:: Data segment ::
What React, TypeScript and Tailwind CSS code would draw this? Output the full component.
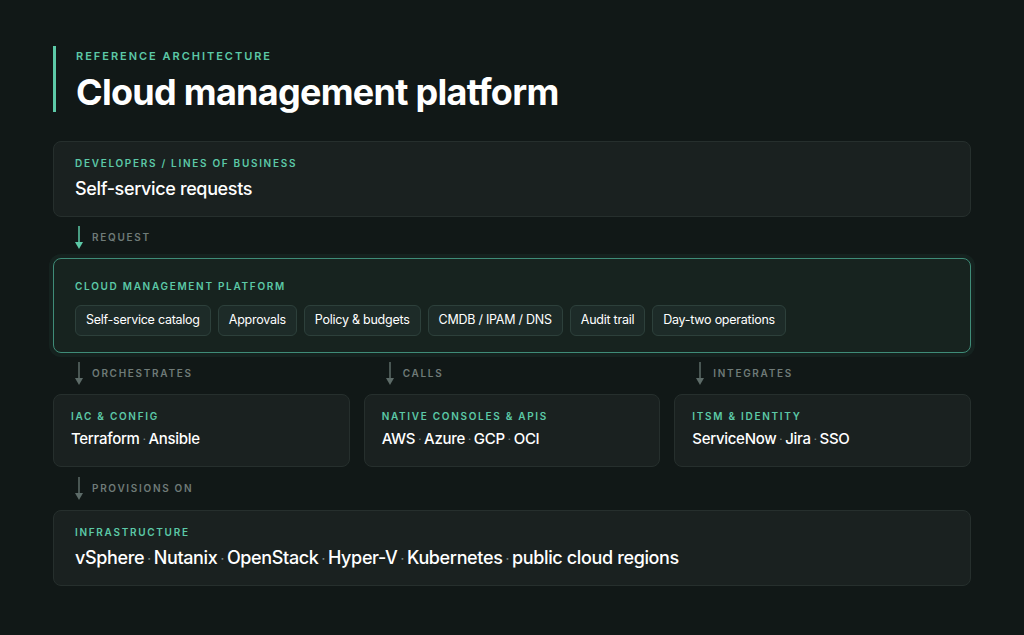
const font = { fontFamily: 'Inter, "Noto Sans", sans-serif' };

function Arrow({ label, teal }: { label: string; teal?: boolean }) {
  return (
    <div className="flex items-center gap-2 h-[25px]">
      <svg width="10" height="25" viewBox="0 0 10 25" className={teal ? 'text-[#5cc9a7]' : 'text-[#5d6b68]'}>
        <path d="M5 1V22" stroke="currentColor" strokeWidth="1.5" />
        <path d="M1 17L5 24L9 17Z" fill="currentColor" />
      </svg>
      <span className="text-[10px] font-semibold tracking-[0.17em] text-[#6f7b78]">{label}</span>
    </div>
  );
}

function Items({ items }: { items: string[] }) {
  return (
    <>
      {items.map((t, i) => (
        <span key={t}>
          {i > 0 && <span className="text-[#7d8986] mx-[3px] text-[0.7em] align-middle">·</span>}
          {t}
        </span>
      ))}
    </>
  );
}

function Card({ label, items, big, pad = 'px-[21px]' }: { label: string; items: string[]; big?: boolean; pad?: string }) {
  return (
    <div className={`rounded-lg border border-[#262f2d] bg-[#1a2120] ${pad} ${big ? 'h-[76px] pt-[14px]' : 'h-[73px] pt-[14px]'}`}>
      <div className="text-[10px] font-semibold tracking-[0.17em] text-[#5cc9a7]">{label}</div>
      <div className={`text-white font-medium tracking-[-0.02em] mt-[4px] ${big ? 'text-[18px]' : 'text-[15px]'}`}>
        <Items items={items} />
      </div>
    </div>
  );
}

const chips = ['Self-service catalog', 'Approvals', 'Policy & budgets', 'CMDB / IPAM / DNS', 'Audit trail', 'Day-two operations'];

export default function App() {
  return (
    <div className="min-h-screen w-full bg-[#111817] pt-[46px] px-[53px]" style={font}>
      <div className="w-[918px]">
        <div className="border-l-[3px] border-[#5cc9a7] pl-[20px] h-[66px] flex flex-col justify-between">
          <div className="text-[11px] font-semibold tracking-[0.18em] text-[#5cc9a7] pt-[2px]">REFERENCE ARCHITECTURE</div>
          <div className="text-[36px] font-bold text-white leading-none tracking-[-0.02em] pb-[2px]">Cloud management platform</div>
        </div>

        <div className="mt-[29px]">
          <Card label="DEVELOPERS / LINES OF BUSINESS" items={['Self-service requests']} big />
        </div>
        <div className="pl-[21px] py-[8px]"><Arrow label="REQUEST" teal /></div>

        <div className="rounded-lg border border-[#3f8c78] bg-[#17231f] px-[21px] pt-[20px] h-[95px] shadow-[0_0_0_4px_rgba(92,201,167,0.06)]">
          <div className="text-[10px] font-semibold tracking-[0.17em] text-[#5cc9a7]">CLOUD MANAGEMENT PLATFORM</div>
          <div className="flex gap-[7px] mt-[11px]">
            {chips.map(c => (
              <div key={c} className="h-[31px] px-[10px] flex items-center rounded-md border border-[#2d403b] bg-[#1d2b28] text-[12.5px] tracking-[-0.02em] text-white">{c}</div>
            ))}
          </div>
        </div>

        <div className="grid grid-cols-3 gap-[14px] py-[8px]">
          <div className="pl-[21px]"><Arrow label="ORCHESTRATES" /></div>
          <div className="pl-[21px]"><Arrow label="CALLS" /></div>
          <div className="pl-[21px]"><Arrow label="INTEGRATES" /></div>
        </div>

        <div className="grid grid-cols-3 gap-[14px]">
          <Card label="IAC & CONFIG" items={['Terraform', 'Ansible']} pad="px-[17px]" />
          <Card label="NATIVE CONSOLES & APIS" items={['AWS', 'Azure', 'GCP', 'OCI']} pad="px-[17px]" />
          <Card label="ITSM & IDENTITY" items={['ServiceNow', 'Jira', 'SSO']} pad="px-[17px]" />
        </div>

        <div className="pl-[21px] py-[9px]"><Arrow label="PROVISIONS ON" /></div>

        <Card label="INFRASTRUCTURE" items={['vSphere', 'Nutanix', 'OpenStack', 'Hyper-V', 'Kubernetes', 'public cloud regions']} big />
      </div>
    </div>
  );
}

:: Exercise description ::
Leave out the pictures and restate everything else word for word.

:: The result ::
What React, TypeScript and Tailwind CSS code would draw this? Output the full component.
const font = { fontFamily: 'Inter, "Noto Sans", sans-serif' };

function Arrow({ label, teal }: { label: string; teal?: boolean }) {
  return (
    <div className="flex items-center gap-2 h-[25px]">
      <svg width="10" height="25" viewBox="0 0 10 25" className={teal ? 'text-[#5cc9a7]' : 'text-[#5d6b68]'}>
        <path d="M5 1V22" stroke="currentColor" strokeWidth="1.5" />
        <path d="M1 17L5 24L9 17Z" fill="currentColor" />
      </svg>
      <span className="text-[10px] font-semibold tracking-[0.17em] text-[#6f7b78]">{label}</span>
    </div>
  );
}

function Items({ items }: { items: string[] }) {
  return (
    <>
      {items.map((t, i) => (
        <span key={t}>
          {i > 0 && <span className="text-[#7d8986] mx-[3px] text-[0.7em] align-middle">·</span>}
          {t}
        </span>
      ))}
    </>
  );
}

function Card({ label, items, big, pad = 'px-[21px]' }: { label: string; items: string[]; big?: boolean; pad?: string }) {
  return (
    <div className={`rounded-lg border border-[#262f2d] bg-[#1a2120] ${pad} ${big ? 'h-[76px] pt-[14px]' : 'h-[73px] pt-[14px]'}`}>
      <div className="text-[10px] font-semibold tracking-[0.17em] text-[#5cc9a7]">{label}</div>
      <div className={`text-white font-medium tracking-[-0.02em] mt-[4px] ${big ? 'text-[18px]' : 'text-[15px]'}`}>
        <Items items={items} />
      </div>
    </div>
  );
}

const chips = ['Self-service catalog', 'Approvals', 'Policy & budgets', 'CMDB / IPAM / DNS', 'Audit trail', 'Day-two operations'];

export default function App() {
  return (
    <div className="min-h-screen w-full bg-[#111817] pt-[46px] px-[53px]" style={font}>
      <div className="w-[918px]">
        <div className="border-l-[3px] border-[#5cc9a7] pl-[20px] h-[66px] flex flex-col justify-between">
          <div className="text-[11px] font-semibold tracking-[0.18em] text-[#5cc9a7] pt-[2px]">REFERENCE ARCHITECTURE</div>
          <div className="text-[36px] font-bold text-white leading-none tracking-[-0.02em] pb-[2px]">Cloud management platform</div>
        </div>

        <div className="mt-[29px]">
          <Card label="DEVELOPERS / LINES OF BUSINESS" items={['Self-service requests']} big />
        </div>
        <div className="pl-[21px] py-[8px]"><Arrow label="REQUEST" teal /></div>

        <div className="rounded-lg border border-[#3f8c78] bg-[#17231f] px-[21px] pt-[20px] h-[95px] shadow-[0_0_0_4px_rgba(92,201,167,0.06)]">
          <div className="text-[10px] font-semibold tracking-[0.17em] text-[#5cc9a7]">CLOUD MANAGEMENT PLATFORM</div>
          <div className="flex gap-[7px] mt-[11px]">
            {chips.map(c => (
              <div key={c} className="h-[31px] px-[10px] flex items-center rounded-md border border-[#2d403b] bg-[#1d2b28] text-[12.5px] tracking-[-0.02em] text-white">{c}</div>
            ))}
          </div>
        </div>

        <div className="grid grid-cols-3 gap-[14px] py-[8px]">
          <div className="pl-[21px]"><Arrow label="ORCHESTRATES" /></div>
          <div className="pl-[21px]"><Arrow label="CALLS" /></div>
          <div className="pl-[21px]"><Arrow label="INTEGRATES" /></div>
        </div>

        <div className="grid grid-cols-3 gap-[14px]">
          <Card label="IAC & CONFIG" items={['Terraform', 'Ansible']} pad="px-[17px]" />
          <Card label="NATIVE CONSOLES & APIS" items={['AWS', 'Azure', 'GCP', 'OCI']} pad="px-[17px]" />
          <Card label="ITSM & IDENTITY" items={['ServiceNow', 'Jira', 'SSO']} pad="px-[17px]" />
        </div>

        <div className="pl-[21px] py-[9px]"><Arrow label="PROVISIONS ON" /></div>

        <Card label="INFRASTRUCTURE" items={['vSphere', 'Nutanix', 'OpenStack', 'Hyper-V', 'Kubernetes', 'public cloud regions']} big />
      </div>
    </div>
  );
}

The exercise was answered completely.